A Versatile Strategy for Tailoring Noble Metal Supramolecular Gels/Aerogels and Their Application in Hydrogen Evolution

Self-assembly of noble metal nanobuilding blocks (NBBs) to hierarchical self-supported porous monoliths provides a great potential for achieving their wonderful properties along with practical applications. However, the self-assembly procedure for this kind of material reported in template and sol-gel approach is limited to specific conditions, and little interest was paid to the role of ligands in the self-assembly process to grasp the control of the structure and properties. Herein, two ligands (L1 and L2) containing thiol and glutamic acid moiety were synthesized and grafted to noble metallic nanowires and nanospheres. It had been shown that these kind of functional NBBs formed supramolecular gels in various solvents. Interestingly, these gels displayed stimulus-responsibility that has remained unreported with noble metal gels so far. In particular, the gels formed by Pt nanowires capped with L2 (Pt-NW-L2) demonstrated both thermo and shearing reversible gelation. Furthermore, aerogels can easily be prepared through supercritical drying, and their density and porosity were regulated by adjusting the NBBs concentration.

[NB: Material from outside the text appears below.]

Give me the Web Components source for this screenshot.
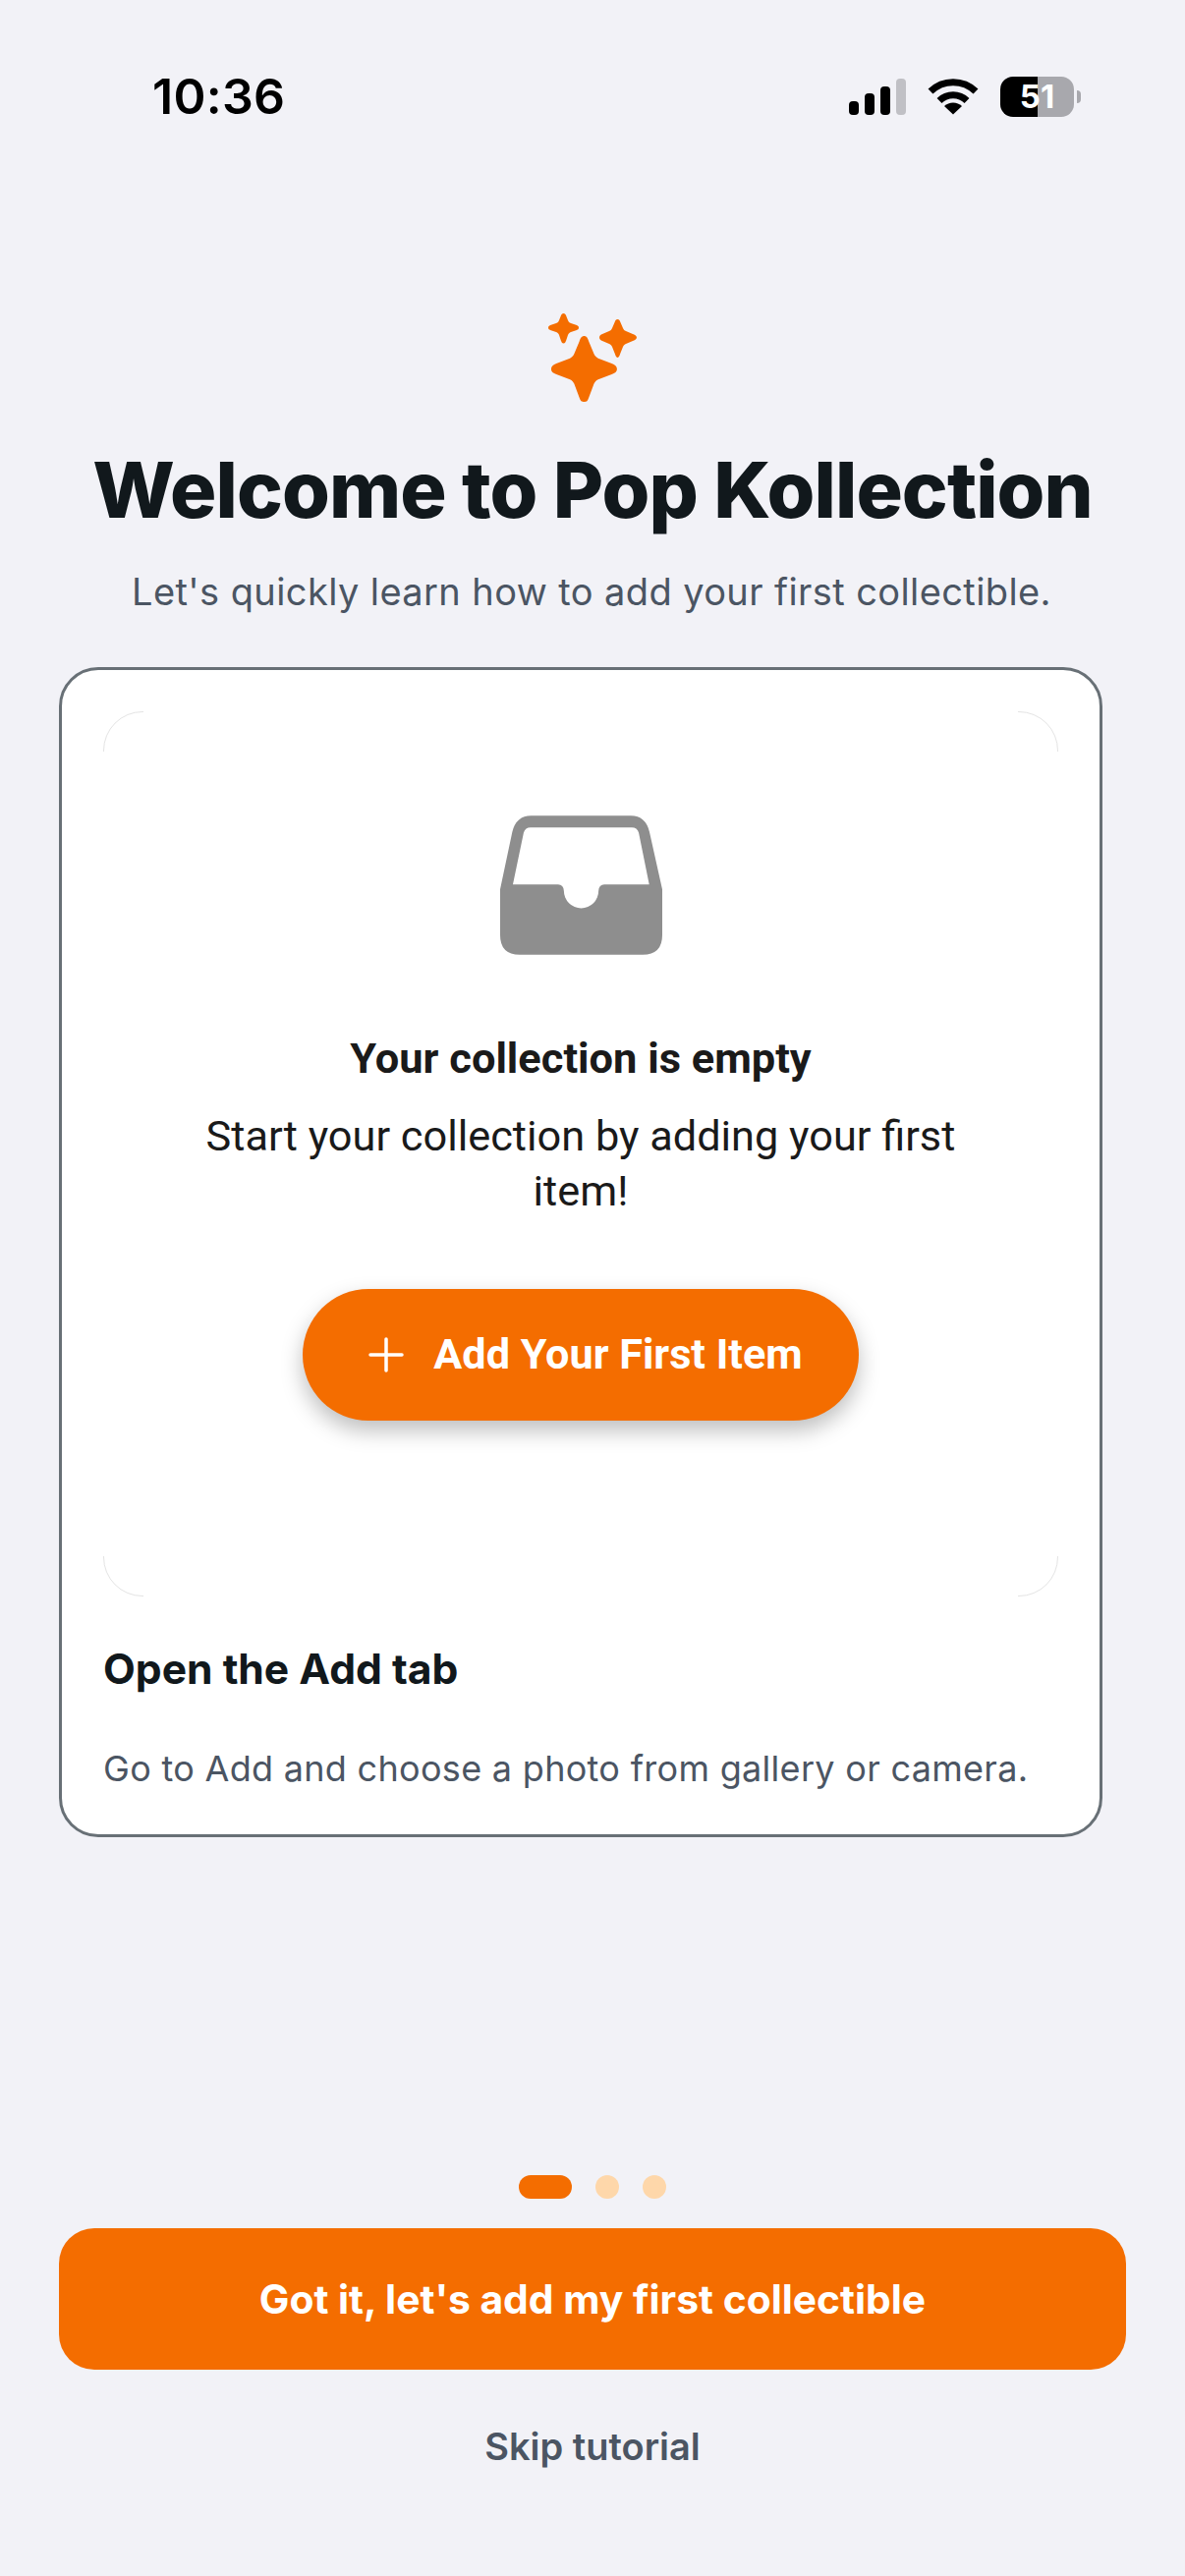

Surprisingly, the self-standing aerogels constructed by nanowires kept intact except a dramatic compression by applying external forces. Specially, the aerogel by Pt-NW-L2 displayed elastic nature for at least 10 cycles of loading and unloading external force, rarely reported in template-free noble metal aerogels. Fourier transform infrared, scanning electron microscopy, and transmission electron microscopy measurements revealed that the basic unit with designed ligands aggregate to bunch of nanowires and reticular structures by hydrogen bonding. Because of the three-dimensional network and hierarchical pores, Pt aerogels prepared by the present strategy exhibited low overpotential, more available active sites, and long-term stability in hydrogen evolution reaction. Thus, this work provides a novel versatile strategy for the synthesis of porous noble metal monoliths, and it would probably be widely used for fabricating other kinds of porous materials with remarkable properties.